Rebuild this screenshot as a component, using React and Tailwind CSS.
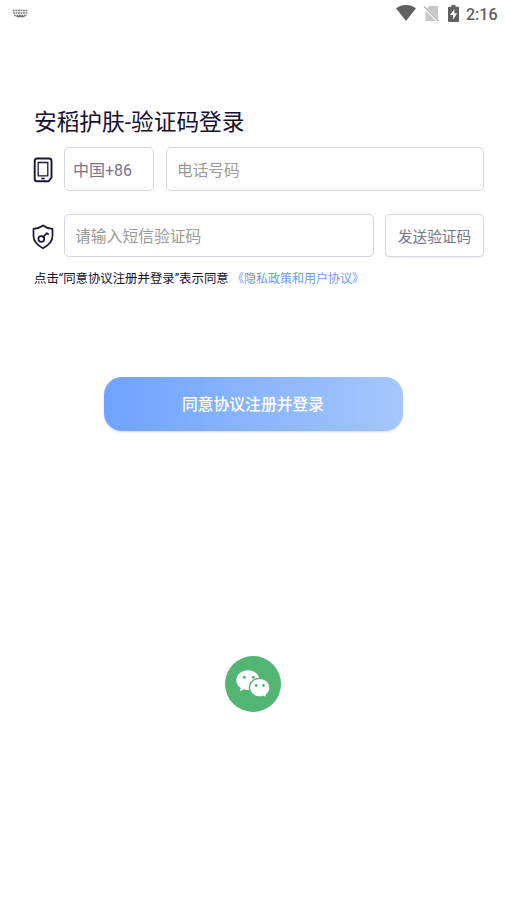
function KeyboardIcon() {
  return (
    <svg width="16" height="10" viewBox="0 0 16 10" fill="none" stroke="#777" strokeWidth="1.5">
      <path d="M1 1.5H16M1 4H16" strokeDasharray="1.8 0.7" />
      <path d="M2 6.5H15" strokeDasharray="1.8 0.7" />
      <path d="M4.5 7.5H12.5" strokeWidth="1.6" />
    </svg>
  );
}

function StatusBar() {
  return (
    <header className="flex h-7 items-center pl-3 pr-2 text-[#606060]">
      <KeyboardIcon />
      <div className="ml-auto flex items-center">
        <svg className="-mt-1" width="20" height="17" viewBox="0 0 20 17" fill="#606060">
          <path d="M10 17 0 4.300C2.700 2.200 6.200 1 10 1S17.300 2.200 20 4.300Z" />
        </svg>
        <svg className="-mt-0.5 ml-[7px]" width="17" height="17" viewBox="0 0 17 17">
          <path d="M6 1H15v13.200L4.200 3.400ZM2.500 5.500 12.800 16H2.500Z" fill="#c9c9c9" />
          <path d="M1 1.500 15.500 16" stroke="#b5b5b5" strokeWidth="1.400" />
        </svg>
        <svg className="-mt-0.5 ml-[8px]" width="11" height="17" viewBox="0 0 11 17">
          <path d="M3.500 0h4v1.700H10q1 0 1 1V16q0 1-1 1H1q-1 0-1-1V2.700q0-1 1-1h2.500Z" fill="#606060" />
          <path d="M6.500 4 2 10h3v4.500L9.200 8.300H6.300Z" fill="#fff" />
        </svg>
        <span className="mt-px ml-[7px] w-[32px] whitespace-nowrap text-[16px] leading-none font-medium">2:16</span>
      </div>
    </header>
  );
}

function PhoneIcon() {
  return (
    <svg className="mt-[2px]" width="20" height="26" viewBox="0 0 20 26" fill="none" stroke="#1b1638">
      <path d="M4 1.500H16q2.500 0 2.500 2.500V20.500L15.500 24.300H4Q1.700 24.300 1.700 22V4Q1.700 1.500 4 1.500Z" strokeWidth="1.900" />
      <path d="M5.200 5.500h9.600v13.300H5.200Z" strokeWidth="1.300" />
      <path d="M8.300 21.500h3.400" strokeWidth="1.600" />
    </svg>
  );
}

function ShieldIcon() {
  return (
    <svg className="mt-[2px]" width="22" height="26" viewBox="0 0 22 26" fill="none" stroke="#1b1638" strokeWidth="1.700" strokeLinejoin="round">
      <path d="M11 1.500C8.500 3.500 5 4.600 1.500 4.900V12c0 5.500 4 9.300 9.500 12.300 5.500-3 9.500-6.800 9.500-12.300V4.900C17 4.600 13.500 3.500 11 1.500Z" />
      <circle cx="9.300" cy="15" r="2.900" />
      <path d="m11.300 12.800 3.600-3.600 1.400.9" strokeLinecap="round" />
    </svg>
  );
}

function WechatIcon() {
  return (
    <svg width="56" height="56" viewBox="0 0 56 56">
      <circle cx="28" cy="28" r="28" fill="#52b574" />
      <path d="M23 14.200c-6.600 0-11.700 4.400-11.700 10 0 3.200 1.700 6 4.500 7.900l-.8 3.200 4-2c1.300.4 2.600.6 4 .6 6.500 0 11.700-4.300 11.700-9.700S29.500 14.200 23 14.200Z" fill="#fff" />
      <g fill="#52b574">
        <circle cx="19.400" cy="21.300" r="1.500" />
        <circle cx="28.300" cy="21.300" r="1.500" />
      </g>
      <path d="M34.700 22.300c-5.800 0-10.300 4.100-10.300 9.300s4.500 9.300 10.300 9.300c1.400 0 2.700-.2 3.800-.6l3.400 2-.8-3.300c2.400-1.700 3.900-4.300 3.900-7.400 0-5.200-4.600-9.300-10.300-9.300Z" fill="#fff" stroke="#52b574" strokeWidth="1.300" />
      <g fill="#52b574">
        <circle cx="31.200" cy="29.500" r="1.400" />
        <circle cx="38.400" cy="29.500" r="1.400" />
      </g>
    </svg>
  );
}

export default function App() {
  return (
    <div className="flex h-[900px] w-[506px] flex-col overflow-hidden bg-white font-[Roboto,'Noto_Sans_CJK_SC',sans-serif] text-[#140e30]">
      <StatusBar />

      <main className="flex flex-1 flex-col pt-[77px]">
        <h1 className="ml-[34px] h-[36px] whitespace-nowrap text-[22.700px] leading-[36px]">安稻护肤-验证码登录</h1>

        <div className="mt-[6px] flex h-[44px] items-center pr-[22px] pl-[33px]">
          <PhoneIcon />
          <button className="ml-[11px] h-full w-[90px] rounded-[5px] border border-[#d6d5e0] pt-[3px] pl-[8px] text-left text-[16px] text-[#77748a]">
            中国+86
          </button>
          <input
            className="ml-[12px] h-full w-[318px] rounded-[5px] border border-[#d6d5e0] px-[10px] pt-[2px] text-[15.700px] outline-none placeholder:text-[#999]"
            placeholder="电话号码"
          />
        </div>

        <div className="mt-[23px] flex h-[43px] items-center pr-[22px] pl-[32px]">
          <ShieldIcon />
          <input
            className="ml-[10px] h-full w-[310px] rounded-[5px] border border-[#d6d5e0] px-[10px] pt-[2px] text-[15.800px] outline-none placeholder:text-[#999]"
            placeholder="请输入短信验证码"
          />
          <button className="ml-[11px] h-full w-[99px] rounded-[4px] border border-[#d6d5e0] pt-[3px] text-[14.700px] text-[#77748a] shadow-[0_1px_1px_#0000000d]">
            发送验证码
          </button>
        </div>

        <p className="mt-[12px] ml-[34px] flex h-[20px] whitespace-nowrap text-[12.400px] leading-[20px]">
          <span className="w-[198px]">点击“同意协议注册并登录”表示同意</span>
          <a className="text-[12px] text-[#649df8]">《隐私政策和用户协议》</a>
        </p>

        <button className="mt-[88px] h-[54px] w-[299px] self-center rounded-[18px] bg-linear-to-r from-[#6fa3ff] to-[#a6c6ff] pt-[2px] text-[15.800px] font-medium text-white shadow-[0_1px_2px_#00000026]">
          同意协议注册并登录
        </button>

        <button className="mt-[225px] self-center">
          <WechatIcon />
        </button>
      </main>
    </div>
  );
}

------

(PROBLEM): All of the material above needs to be restated exactly, with no pictures.

(IN RESPONSE):
Rebuild this screenshot as a component, using React and Tailwind CSS.
function KeyboardIcon() {
  return (
    <svg width="16" height="10" viewBox="0 0 16 10" fill="none" stroke="#777" strokeWidth="1.5">
      <path d="M1 1.5H16M1 4H16" strokeDasharray="1.8 0.7" />
      <path d="M2 6.5H15" strokeDasharray="1.8 0.7" />
      <path d="M4.5 7.5H12.5" strokeWidth="1.6" />
    </svg>
  );
}

function StatusBar() {
  return (
    <header className="flex h-7 items-center pl-3 pr-2 text-[#606060]">
      <KeyboardIcon />
      <div className="ml-auto flex items-center">
        <svg className="-mt-1" width="20" height="17" viewBox="0 0 20 17" fill="#606060">
          <path d="M10 17 0 4.300C2.700 2.200 6.200 1 10 1S17.300 2.200 20 4.300Z" />
        </svg>
        <svg className="-mt-0.5 ml-[7px]" width="17" height="17" viewBox="0 0 17 17">
          <path d="M6 1H15v13.200L4.200 3.400ZM2.500 5.500 12.800 16H2.500Z" fill="#c9c9c9" />
          <path d="M1 1.500 15.500 16" stroke="#b5b5b5" strokeWidth="1.400" />
        </svg>
        <svg className="-mt-0.5 ml-[8px]" width="11" height="17" viewBox="0 0 11 17">
          <path d="M3.500 0h4v1.700H10q1 0 1 1V16q0 1-1 1H1q-1 0-1-1V2.700q0-1 1-1h2.500Z" fill="#606060" />
          <path d="M6.500 4 2 10h3v4.500L9.200 8.300H6.300Z" fill="#fff" />
        </svg>
        <span className="mt-px ml-[7px] w-[32px] whitespace-nowrap text-[16px] leading-none font-medium">2:16</span>
      </div>
    </header>
  );
}

function PhoneIcon() {
  return (
    <svg className="mt-[2px]" width="20" height="26" viewBox="0 0 20 26" fill="none" stroke="#1b1638">
      <path d="M4 1.500H16q2.500 0 2.500 2.500V20.500L15.500 24.300H4Q1.700 24.300 1.700 22V4Q1.700 1.500 4 1.500Z" strokeWidth="1.900" />
      <path d="M5.200 5.500h9.600v13.300H5.200Z" strokeWidth="1.300" />
      <path d="M8.300 21.500h3.400" strokeWidth="1.600" />
    </svg>
  );
}

function ShieldIcon() {
  return (
    <svg className="mt-[2px]" width="22" height="26" viewBox="0 0 22 26" fill="none" stroke="#1b1638" strokeWidth="1.700" strokeLinejoin="round">
      <path d="M11 1.500C8.500 3.500 5 4.600 1.500 4.900V12c0 5.500 4 9.300 9.500 12.300 5.500-3 9.500-6.800 9.500-12.300V4.900C17 4.600 13.500 3.500 11 1.500Z" />
      <circle cx="9.300" cy="15" r="2.900" />
      <path d="m11.300 12.800 3.600-3.600 1.400.9" strokeLinecap="round" />
    </svg>
  );
}

function WechatIcon() {
  return (
    <svg width="56" height="56" viewBox="0 0 56 56">
      <circle cx="28" cy="28" r="28" fill="#52b574" />
      <path d="M23 14.200c-6.600 0-11.700 4.400-11.700 10 0 3.200 1.700 6 4.500 7.900l-.8 3.200 4-2c1.300.4 2.600.6 4 .6 6.500 0 11.700-4.300 11.700-9.700S29.500 14.200 23 14.200Z" fill="#fff" />
      <g fill="#52b574">
        <circle cx="19.400" cy="21.300" r="1.500" />
        <circle cx="28.300" cy="21.300" r="1.500" />
      </g>
      <path d="M34.700 22.300c-5.800 0-10.300 4.100-10.300 9.300s4.500 9.300 10.300 9.300c1.400 0 2.700-.2 3.800-.6l3.400 2-.8-3.300c2.400-1.700 3.900-4.300 3.900-7.400 0-5.200-4.600-9.300-10.300-9.300Z" fill="#fff" stroke="#52b574" strokeWidth="1.300" />
      <g fill="#52b574">
        <circle cx="31.200" cy="29.500" r="1.400" />
        <circle cx="38.400" cy="29.500" r="1.400" />
      </g>
    </svg>
  );
}

export default function App() {
  return (
    <div className="flex h-[900px] w-[506px] flex-col overflow-hidden bg-white font-[Roboto,'Noto_Sans_CJK_SC',sans-serif] text-[#140e30]">
      <StatusBar />

      <main className="flex flex-1 flex-col pt-[77px]">
        <h1 className="ml-[34px] h-[36px] whitespace-nowrap text-[22.700px] leading-[36px]">安稻护肤-验证码登录</h1>

        <div className="mt-[6px] flex h-[44px] items-center pr-[22px] pl-[33px]">
          <PhoneIcon />
          <button className="ml-[11px] h-full w-[90px] rounded-[5px] border border-[#d6d5e0] pt-[3px] pl-[8px] text-left text-[16px] text-[#77748a]">
            中国+86
          </button>
          <input
            className="ml-[12px] h-full w-[318px] rounded-[5px] border border-[#d6d5e0] px-[10px] pt-[2px] text-[15.700px] outline-none placeholder:text-[#999]"
            placeholder="电话号码"
          />
        </div>

        <div className="mt-[23px] flex h-[43px] items-center pr-[22px] pl-[32px]">
          <ShieldIcon />
          <input
            className="ml-[10px] h-full w-[310px] rounded-[5px] border border-[#d6d5e0] px-[10px] pt-[2px] text-[15.800px] outline-none placeholder:text-[#999]"
            placeholder="请输入短信验证码"
          />
          <button className="ml-[11px] h-full w-[99px] rounded-[4px] border border-[#d6d5e0] pt-[3px] text-[14.700px] text-[#77748a] shadow-[0_1px_1px_#0000000d]">
            发送验证码
          </button>
        </div>

        <p className="mt-[12px] ml-[34px] flex h-[20px] whitespace-nowrap text-[12.400px] leading-[20px]">
          <span className="w-[198px]">点击“同意协议注册并登录”表示同意</span>
          <a className="text-[12px] text-[#649df8]">《隐私政策和用户协议》</a>
        </p>

        <button className="mt-[88px] h-[54px] w-[299px] self-center rounded-[18px] bg-linear-to-r from-[#6fa3ff] to-[#a6c6ff] pt-[2px] text-[15.800px] font-medium text-white shadow-[0_1px_2px_#00000026]">
          同意协议注册并登录
        </button>

        <button className="mt-[225px] self-center">
          <WechatIcon />
        </button>
      </main>
    </div>
  );
}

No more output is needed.